**Exercise directions**: Everything in the data should be repeated exactly, save for the images.

**Supplied material**:
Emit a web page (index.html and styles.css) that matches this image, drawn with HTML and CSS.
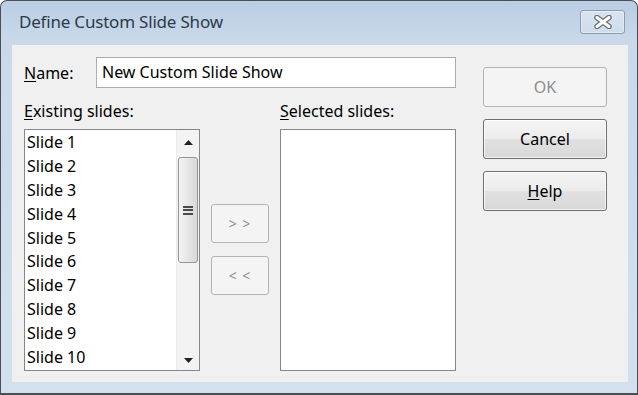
FILE: index.html
```html
<!DOCTYPE html>
<html lang="en">
<head>
  <meta charset="UTF-8" />
  <title>Define Custom Slide Show</title>
  <link rel="stylesheet" href="styles.css">
</head>
<body>
  <div class="window">
    <!-- title bar -->
    <div class="titlebar">
      <span class="title">Define Custom Slide Show</span>
      <button class="close-btn" aria-label="Close">
        <svg width="22" height="14" viewBox="0 0 22 14">
          <path d="M5 2.5 L17 11.5 M17 2.5 L5 11.5" stroke="#6a7078" stroke-width="5.5" stroke-linecap="round"/>
          <path d="M5 2.5 L17 11.5 M17 2.5 L5 11.5" stroke="#fff" stroke-width="3" stroke-linecap="round"/>
        </svg>
      </button>
    </div>

    <!-- client area -->
    <div class="client">
      <div class="main">
        <div class="name-row">
          <label class="name-label"><u>N</u>ame:</label>
          <div class="textbox">New Custom Slide Show</div>
        </div>

        <div class="lists">
          <div class="list-col">
            <div class="list-label"><u>E</u>xisting slides:</div>
            <div class="listbox">
              <ul class="items">
                <li>Slide 1</li>
                <li>Slide 2</li>
                <li>Slide 3</li>
                <li>Slide 4</li>
                <li>Slide 5</li>
                <li>Slide 6</li>
                <li>Slide 7</li>
                <li>Slide 8</li>
                <li>Slide 9</li>
                <li>Slide 10</li>
              </ul>
              <div class="scrollbar">
                <div class="arrow">
                  <svg width="9" height="5" viewBox="0 0 9 5"><path d="M0 5 L4.5 0 L9 5 Z" fill="#222"/></svg>
                </div>
                <div class="track">
                  <div class="thumb"><span class="grip"></span></div>
                </div>
                <div class="arrow arrow-down">
                  <svg width="9" height="5" viewBox="0 0 9 5"><path d="M0 0 L9 0 L4.5 5 Z" fill="#222"/></svg>
                </div>
              </div>
            </div>
          </div>

          <div class="move-btns">
            <button class="btn btn-move" disabled>&gt; &gt;</button>
            <button class="btn btn-move" disabled>&lt; &lt;</button>
          </div>

          <div class="list-col">
            <div class="list-label"><u>S</u>elected slides:</div>
            <div class="listbox"></div>
          </div>
        </div>
      </div>

      <div class="side-btns">
        <button class="btn" disabled>OK</button>
        <button class="btn">Cancel</button>
        <button class="btn"><u>H</u>elp</button>
      </div>
    </div>
  </div>
</body>
</html>
```

FILE: styles.css
```css
/* Reset & fonts */
* { margin:0; padding:0; box-sizing:border-box; }
body { font-family:"Noto Sans","Open Sans",sans-serif; font-size:16px; color:#000; background:#fff; }
u { text-decoration-thickness:1px; text-underline-offset:2px; }

/* Window frame */
.window {
  width:638px; height:395px;
  border:1px solid #4b4f55; border-bottom-width:2px; border-radius:7px 7px 0 0;
  background:linear-gradient(180deg, #b9cde3 0%, #c9d9ea 10%, #d3e1ef 100%);
  display:flex; flex-direction:column;
}
.titlebar {
  height:44px; display:flex; align-items:center; justify-content:space-between;
  padding:0 12px 4px 18px;
}
.title { font-size:17px; color:#2e3a48; letter-spacing:-0.2px; }
.close-btn {
  width:45px; height:24px; margin-top:2px; display:flex; align-items:center; justify-content:center;
  border:1px solid #8d9bad; border-radius:3px;
  background:linear-gradient(180deg, #d9e4f0, #cfdcea);
  box-shadow:inset 0 0 0 1px rgba(255,255,255,0.35);
}

/* Client area */
.client {
  flex:1; margin:0 9px 11px 11px; background:#f0f0f0;
  padding:12px 21px 0 12px;
  display:flex; justify-content:space-between;
}
.main { width:432px; }
.name-row { display:flex; align-items:center; height:31px; }
.name-label { width:72px; }
.textbox {
  width:360px; height:31px; padding:0 5px; line-height:29px;
  background:#fff; border:1px solid #abadb3;
}

.lists { display:flex; margin-top:9px; }
.list-col { width:176px; }
.list-label { height:32px; line-height:28px; }
.listbox {
  height:242px; background:#fff; border:1px solid #828790;
  display:flex; justify-content:space-between;
}
.items { list-style:none; padding:0 0 0 2px; }
.items li { height:23.9px; line-height:24px; }

/* Scroll bar */
.scrollbar {
  width:23px; display:flex; flex-direction:column;
  background:#f3f3f3; border-left:1px solid #ebebeb;
}
.arrow { height:25px; display:flex; align-items:center; justify-content:center; }
.arrow-down { padding-top:6px; }
.track { flex:1; padding:2px 1px 0 1px; }
.thumb {
  height:106px; border:1px solid #959595; border-radius:3px;
  background:linear-gradient(90deg, #f4f4f4, #e6e6e6 50%, #d8d8d8);
  display:flex; align-items:center; justify-content:center;
}
.grip {
  width:10px; height:9px;
  border-top:2px solid #4a4a4a; border-bottom:2px solid #4a4a4a;
  background:linear-gradient(#4a4a4a,#4a4a4a) center/10px 2px no-repeat;
}

/* Move buttons */
.move-btns {
  width:80px; display:flex; flex-direction:column; align-items:center; gap:13px;
  padding-top:107px;
}

/* Buttons */
.btn {
  font-family:inherit; font-size:16px; color:#000;
  border:1px solid #707070; border-radius:3px;
  background:linear-gradient(180deg, #f4f4f4 0%, #ececec 50%, #e1e1e1 51%, #d8d8d8 100%);
  box-shadow:inset 0 0 0 1px rgba(255,255,255,0.7);
}
.btn:disabled {
  color:#8d8d8d; border-color:#b4b4b4;
  background:#f4f4f4; box-shadow:none;
}
.btn-move { width:58px; height:39px; font-size:14px; letter-spacing:1px; }
.side-btns { display:flex; flex-direction:column; gap:12px; padding-top:10px; }
.side-btns .btn { width:124px; height:40px; }
```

**Response below**:
Emit a web page (index.html and styles.css) that matches this image, drawn with HTML and CSS.
FILE: index.html
```html
<!DOCTYPE html>
<html lang="en">
<head>
  <meta charset="UTF-8" />
  <title>Define Custom Slide Show</title>
  <link rel="stylesheet" href="styles.css">
</head>
<body>
  <div class="window">
    <!-- title bar -->
    <div class="titlebar">
      <span class="title">Define Custom Slide Show</span>
      <button class="close-btn" aria-label="Close">
        <svg width="22" height="14" viewBox="0 0 22 14">
          <path d="M5 2.5 L17 11.5 M17 2.5 L5 11.5" stroke="#6a7078" stroke-width="5.5" stroke-linecap="round"/>
          <path d="M5 2.5 L17 11.5 M17 2.5 L5 11.5" stroke="#fff" stroke-width="3" stroke-linecap="round"/>
        </svg>
      </button>
    </div>

    <!-- client area -->
    <div class="client">
      <div class="main">
        <div class="name-row">
          <label class="name-label"><u>N</u>ame:</label>
          <div class="textbox">New Custom Slide Show</div>
        </div>

        <div class="lists">
          <div class="list-col">
            <div class="list-label"><u>E</u>xisting slides:</div>
            <div class="listbox">
              <ul class="items">
                <li>Slide 1</li>
                <li>Slide 2</li>
                <li>Slide 3</li>
                <li>Slide 4</li>
                <li>Slide 5</li>
                <li>Slide 6</li>
                <li>Slide 7</li>
                <li>Slide 8</li>
                <li>Slide 9</li>
                <li>Slide 10</li>
              </ul>
              <div class="scrollbar">
                <div class="arrow">
                  <svg width="9" height="5" viewBox="0 0 9 5"><path d="M0 5 L4.5 0 L9 5 Z" fill="#222"/></svg>
                </div>
                <div class="track">
                  <div class="thumb"><span class="grip"></span></div>
                </div>
                <div class="arrow arrow-down">
                  <svg width="9" height="5" viewBox="0 0 9 5"><path d="M0 0 L9 0 L4.5 5 Z" fill="#222"/></svg>
                </div>
              </div>
            </div>
          </div>

          <div class="move-btns">
            <button class="btn btn-move" disabled>&gt; &gt;</button>
            <button class="btn btn-move" disabled>&lt; &lt;</button>
          </div>

          <div class="list-col">
            <div class="list-label"><u>S</u>elected slides:</div>
            <div class="listbox"></div>
          </div>
        </div>
      </div>

      <div class="side-btns">
        <button class="btn" disabled>OK</button>
        <button class="btn">Cancel</button>
        <button class="btn"><u>H</u>elp</button>
      </div>
    </div>
  </div>
</body>
</html>
```

FILE: styles.css
```css
/* Reset & fonts */
* { margin:0; padding:0; box-sizing:border-box; }
body { font-family:"Noto Sans","Open Sans",sans-serif; font-size:16px; color:#000; background:#fff; }
u { text-decoration-thickness:1px; text-underline-offset:2px; }

/* Window frame */
.window {
  width:638px; height:395px;
  border:1px solid #4b4f55; border-bottom-width:2px; border-radius:7px 7px 0 0;
  background:linear-gradient(180deg, #b9cde3 0%, #c9d9ea 10%, #d3e1ef 100%);
  display:flex; flex-direction:column;
}
.titlebar {
  height:44px; display:flex; align-items:center; justify-content:space-between;
  padding:0 12px 4px 18px;
}
.title { font-size:17px; color:#2e3a48; letter-spacing:-0.2px; }
.close-btn {
  width:45px; height:24px; margin-top:2px; display:flex; align-items:center; justify-content:center;
  border:1px solid #8d9bad; border-radius:3px;
  background:linear-gradient(180deg, #d9e4f0, #cfdcea);
  box-shadow:inset 0 0 0 1px rgba(255,255,255,0.35);
}

/* Client area */
.client {
  flex:1; margin:0 9px 11px 11px; background:#f0f0f0;
  padding:12px 21px 0 12px;
  display:flex; justify-content:space-between;
}
.main { width:432px; }
.name-row { display:flex; align-items:center; height:31px; }
.name-label { width:72px; }
.textbox {
  width:360px; height:31px; padding:0 5px; line-height:29px;
  background:#fff; border:1px solid #abadb3;
}

.lists { display:flex; margin-top:9px; }
.list-col { width:176px; }
.list-label { height:32px; line-height:28px; }
.listbox {
  height:242px; background:#fff; border:1px solid #828790;
  display:flex; justify-content:space-between;
}
.items { list-style:none; padding:0 0 0 2px; }
.items li { height:23.9px; line-height:24px; }

/* Scroll bar */
.scrollbar {
  width:23px; display:flex; flex-direction:column;
  background:#f3f3f3; border-left:1px solid #ebebeb;
}
.arrow { height:25px; display:flex; align-items:center; justify-content:center; }
.arrow-down { padding-top:6px; }
.track { flex:1; padding:2px 1px 0 1px; }
.thumb {
  height:106px; border:1px solid #959595; border-radius:3px;
  background:linear-gradient(90deg, #f4f4f4, #e6e6e6 50%, #d8d8d8);
  display:flex; align-items:center; justify-content:center;
}
.grip {
  width:10px; height:9px;
  border-top:2px solid #4a4a4a; border-bottom:2px solid #4a4a4a;
  background:linear-gradient(#4a4a4a,#4a4a4a) center/10px 2px no-repeat;
}

/* Move buttons */
.move-btns {
  width:80px; display:flex; flex-direction:column; align-items:center; gap:13px;
  padding-top:107px;
}

/* Buttons */
.btn {
  font-family:inherit; font-size:16px; color:#000;
  border:1px solid #707070; border-radius:3px;
  background:linear-gradient(180deg, #f4f4f4 0%, #ececec 50%, #e1e1e1 51%, #d8d8d8 100%);
  box-shadow:inset 0 0 0 1px rgba(255,255,255,0.7);
}
.btn:disabled {
  color:#8d8d8d; border-color:#b4b4b4;
  background:#f4f4f4; box-shadow:none;
}
.btn-move { width:58px; height:39px; font-size:14px; letter-spacing:1px; }
.side-btns { display:flex; flex-direction:column; gap:12px; padding-top:10px; }
.side-btns .btn { width:124px; height:40px; }
```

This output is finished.